Una vera e propria veglia di preghiera virtuale, su Internet, oltre alla fiaccolata che stasera, dalle 20.30, partirà dalla parrocchia per le vie di Motta Visconti. Forse sarà proprio la novità del raccoglimento online l'aspetto più strano e sorprendente del cordoglio cittadino che circonda la morte di Maria Crisina Omes, massacrata sabato notte con i figli dal marito. E proprio sulla sua pagina Facebook ora i concittadini rivolgeranno le preghiere.
Dall'altro ieri alle 16 a ieri sera oltre 5mila persone, persino dall'estero hanno visitato il suo sito. Un boom inconsueto in così poche ore per casi tanto delicati e tragici. Hanno postato «mi piace» sulla sua ultima frase. In più di 900 hanno cliccato «mi piace» alla fiaccolata virtuale postata da una delle tante visitatrici. Perché se è vero che la verità fa male ed è difficile da dire, è vero anche che Cristina fino all'ultimo giorno è parsa a tutti sorridente e serena. Ed è vero pure che nel mondo virtuale, ai giorni nostri, ci si lascia andare con maggior facilità.
Proprio così aveva fatto anche lei con parole che tutto lasciavano intuire tranne la serenità mostrata, giorno dopo giorno. E la gente l'ha capito. E proprio là, su Internet, dove lei si è lasciata andare, ha scelto di renderle omaggio. Al contrario la famiglia di Maria Cristina ha parlato in queste ultime ore solo con un biglietto. «La mamma e i parenti di Cristina e dei piccoli Giulia e Gabriele chiedono il rispetto per quanto accaduto alla loro famiglia. Chiedono di essere rispettosi del loro silenzio e del profondo dolore che stanno vivendo».
È quanto si legge su un foglio appeso davanti alla villetta di Motta Visconti dove Carlo Lissi ha ucciso la moglie e i due bambini di 5 anni e 20 mesi. «Ringraziano la magistratura i carabinieri e la polizia locale - si legge ancora sul foglio -. Un ringraziamento va anche al comandante della polizia stradale di Pavia per aver collaborato allo svolgimento dell'indagine». Insomma, non si chiede tanto il silenzio dei media quanto di rispettare il loro dolore. L'esigenza di non parlare e non gridare in un momento così inaccettabile come quello di questi giorni. Zitti tutti anche all'agenzia Sai di Motta, dove Maria Cristina lavorava. Nessuno dei colleghi se la sente di parlare di un'amica che ha perso la vita in un dramma così assurdo.
Cristina insomma è un tabù.

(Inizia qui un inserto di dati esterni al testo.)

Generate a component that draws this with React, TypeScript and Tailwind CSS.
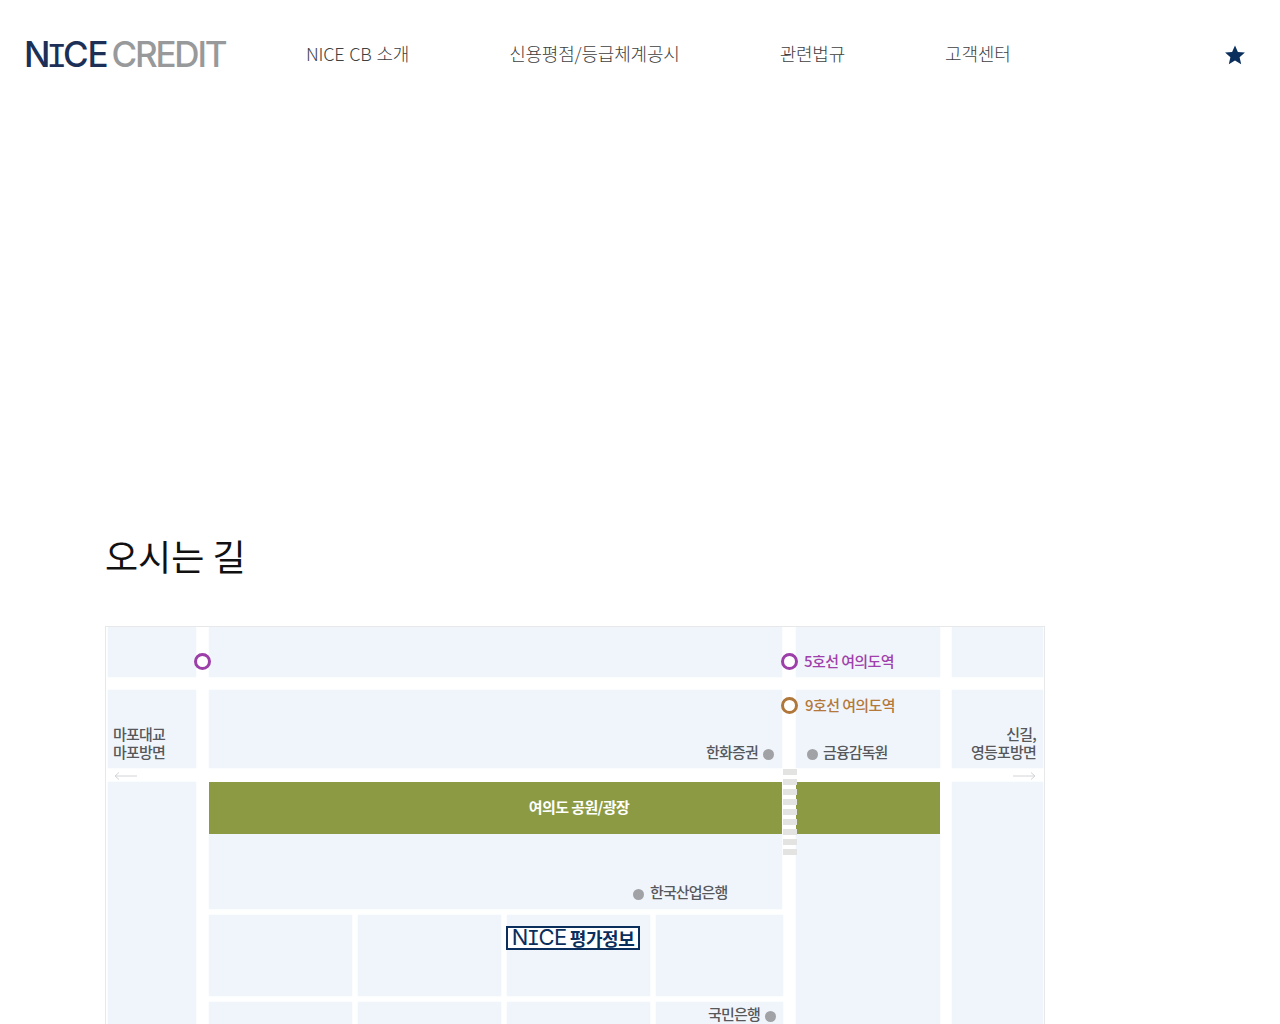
const KR = "font-['Noto_Sans_CJK_KR','Noto_Sans',sans-serif]";
const block = 'bg-[#f0f5fb] shadow-[0_0_2px_#f0f5fb]';
const slabI = "font-['Liberation_Mono',monospace]";

const navItems = ['NICE CB 소개', '신용평점/등급체계공시', '관련법규', '고객센터'];

// small city blocks below the park
const lowerRows = [0, 1];

function Ring({ className }: { className: string }) {
    return <span className={`absolute w-[17px] h-[17px] rounded-full border-[3px] bg-white ${className}`} />;
}

function Dot({ className }: { className: string }) {
    return <span className={`absolute w-[11px] h-[11px] rounded-full bg-[#a0a2a5] ${className}`} />;
}

function Label({ className, children }: { className: string; children: React.ReactNode }) {
    return (
        <span className={`absolute whitespace-nowrap text-[15px] leading-[18px] font-medium ${className}`}>
            {children}
        </span>
    );
}

function RoadMap() {
    return (
        <div className="relative w-[940px] h-[500px] border border-[#e6e8ea] bg-white pl-[2px] overflow-hidden">
            <div className="grid grid-cols-[88px_13px_573px_14px_144px_12px_91px] grid-rows-[50px_13px_78px_14px_1fr] h-full">
                <div className={`col-start-1 row-start-1 ${block}`} />
                <div className={`col-start-3 row-start-1 ${block}`} />
                <div className={`col-start-5 row-start-1 ${block}`} />
                <div className={`col-start-7 row-start-1 ${block}`} />

                <div className={`col-start-1 row-start-3 ${block}`} />
                <div className={`col-start-3 row-start-3 ${block}`} />
                <div className={`col-start-5 row-start-3 ${block}`} />
                <div className={`col-start-7 row-start-3 ${block}`} />

                <div className={`col-start-1 row-start-5 ${block}`} />
                <div className="col-start-3 row-start-5 flex flex-col">
                    <div className="relative z-10 h-[52px] bg-[#8c9b43] flex items-center justify-center pl-[167px] pb-[2px]">
                        <span className="text-white text-[15px] font-bold tracking-[-0.6px]">여의도 공원/광장</span>
                    </div>
                    <div className={`h-[75px] ${block}`} />
                    {lowerRows.map((row) => (
                        <div key={row} className="grid grid-cols-[143px_143px_143px_127px] gap-x-[6px] h-[81px] mt-[6px]">
                            <div className={block} />
                            <div className={block} />
                            <div className={block} />
                            <div className={block} />
                        </div>
                    ))}
                </div>
                <div className="col-start-5 row-start-5 flex flex-col">
                    <div className="relative z-10 h-[52px] bg-[#8c9b43]" />
                    <div className={`flex-1 ${block}`} />
                </div>
                <div className={`col-start-7 row-start-5 ${block}`} />
            </div>

            {/* crosswalk */}
            <div className="absolute z-20 left-[677px] top-[142px] w-[14px] h-[90px] flex flex-col gap-[4px]">
                {Array.from({ length: 9 }).map((_, i) => (
                    <span key={i} className="h-[6px] bg-[#e3e3e1]" />
                ))}
            </div>

            <Ring className="left-[88px] top-[26px] border-[#9c3fa8]" />
            <Ring className="left-[675px] top-[26px] border-[#9c3fa8]" />
            <Ring className="left-[675px] top-[70px] border-[#b0773a]" />

            <Label className="left-[698px] top-[25px] text-[#a040ac] tracking-[-0.6px]">5호선 여의도역</Label>
            <Label className="left-[699px] top-[69px] text-[#b4783a] tracking-[-0.6px]">9호선 여의도역</Label>

            <Label className="left-[7px] top-[98px] text-[#56585b] tracking-[-0.8px]">
                마포대교<br />마포방면
            </Label>
            <Label className="right-[8px] top-[98px] text-right text-[#56585b] tracking-[-0.8px]">
                신길,<br />영등포방면
            </Label>

            <Label className="left-[600px] top-[116px] text-[#56585b] tracking-[-0.8px]">한화증권</Label>
            <Dot className="left-[657px] top-[122px]" />
            <Dot className="left-[701px] top-[122px]" />
            <Label className="left-[717px] top-[116px] text-[#56585b] tracking-[-0.9px]">금융감독원</Label>

            <Dot className="left-[527px] top-[262px]" />
            <Label className="left-[544px] top-[256px] text-[#56585b] tracking-[-0.9px]">한국산업은행</Label>
            <Label className="left-[602px] top-[378px] text-[#56585b] tracking-[-0.8px]">국민은행</Label>
            <Dot className="left-[659px] top-[384px]" />

            <div className="absolute left-[400px] top-[299px] w-[134px] h-[24px] bg-white border-2 border-[#0b2f5c] flex items-center justify-center gap-[3px] text-[#0b2f5c]">
                <span className="font-['Inter',sans-serif] text-[22px] leading-none tracking-[-0.5px]">
                    N<span className={`${slabI} mx-[-1px]`}>I</span>CE
                </span>
                <span className="text-[18px] leading-none font-semibold tracking-[-0.4px]">평가정보</span>
            </div>

            {/* direction arrows */}
            <svg className="absolute left-[7px] top-[144px]" width="24" height="10" viewBox="0 0 24 10" fill="none" stroke="#d2d4d6">
                <path d="M24 5H2M6 1.5 2 5l4 3.5" />
            </svg>
            <svg className="absolute left-[907px] top-[144px]" width="24" height="10" viewBox="0 0 24 10" fill="none" stroke="#d2d4d6">
                <path d="M0 5h22M18 1.5 22 5l-4 3.5" />
            </svg>
        </div>
    );
}

export default function App() {
    return (
        <div className={`h-screen overflow-hidden bg-white ${KR}`}>
            <header className="flex items-center h-[110px] pl-[24px] pr-[35px]">
                <div className="font-['Inter',sans-serif] text-[35px] leading-none w-[202px] mt-[2px] whitespace-nowrap flex gap-[4px]">
                    <span className="text-[#1c2f57] font-medium tracking-[-1.2px]">
                        N<span className={`${slabI} font-normal mx-[-3px]`}>I</span>CE
                    </span>
                    <span className="text-[#98999b] font-medium tracking-[-2.2px]">CREDIT</span>
                </div>
                <nav className="flex gap-[100px] ml-[80px] mb-[4px]">
                    {navItems.map((item) => (
                        <a key={item} className="text-[18px] leading-[26px] font-light tracking-[-0.2px] [word-spacing:1px] text-[#404040] whitespace-nowrap">
                            {item}
                        </a>
                    ))}
                </nav>
                <svg className="ml-auto" width="20" height="20" viewBox="0 0 20 20" fill="#0b2f5c">
                    <polygon points="10,0.5 12.9,7 19.9,7.6 14.6,12.3 16.2,19.2 10,15.6 3.8,19.2 5.4,12.3 0.1,7.6 7.1,7" />
                </svg>
            </header>

            <main className="pl-[105px] pt-[423px]">
                <h2 className="text-[36px] leading-[44px] font-normal text-[#111]">오시는 길</h2>
                <div className="mt-[49px]">
                    <RoadMap />
                </div>
            </main>
        </div>
    );
}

Diventa evidente che nessuno parlerà mai di lei alla stampa. Per scelta precisa. Perché «non abbiamo nulla da dire» commentano ancora increduli tutti quelli che si sono ritrovato proiettati in questa tragedia. Nessuno tra i vicini di casa di quella villetta nega però di aver udito le disperate implorazioni, urlate da Cristina che chiedeva aiuto. Quelle sì, le hanno sentite eccome. «Ho pensato fossero le grida di ragazzi che stavano giocando» spiega una donna che abita in una via adiacente.
Testimoni chiave come Paolo Pettinelli e Anna Buratti, che abitano la villa confinante con quella del dramma, hanno raccontato ai carabinieri di aver «sentito la voce di una donna che chiedeva aiuto» pensando prima che si trattasse di ragazzi, anche in questo caso, e poi chiedendosi cosa stesse accadendo. Senza risposta. Intanto Vittorino Andreoli, uno fra i più autorevoli studiosi italiani della psiche, ha commentato: «L'uomo ha assassinato la donna che aveva appena posseduto e, dopo aver ucciso anche i figli, va a vedere la partita. Non perché abbia dimenticato». E ricorda anche un caso celebre del passato: «Anche Pietro Maso, 23 anni fa, andò in discoteca dopo aver ucciso i genitori per l'eredità. Non è follia ma l'incapacità di gestire un no.
Il giorno dopo l'omicidio, a Motta, sempre più gente la pensa così. Proprio per questo in Internet è guerra dichiarata all'uomo che qualcuno ha già definito come un mostro assetato di sangue innocente.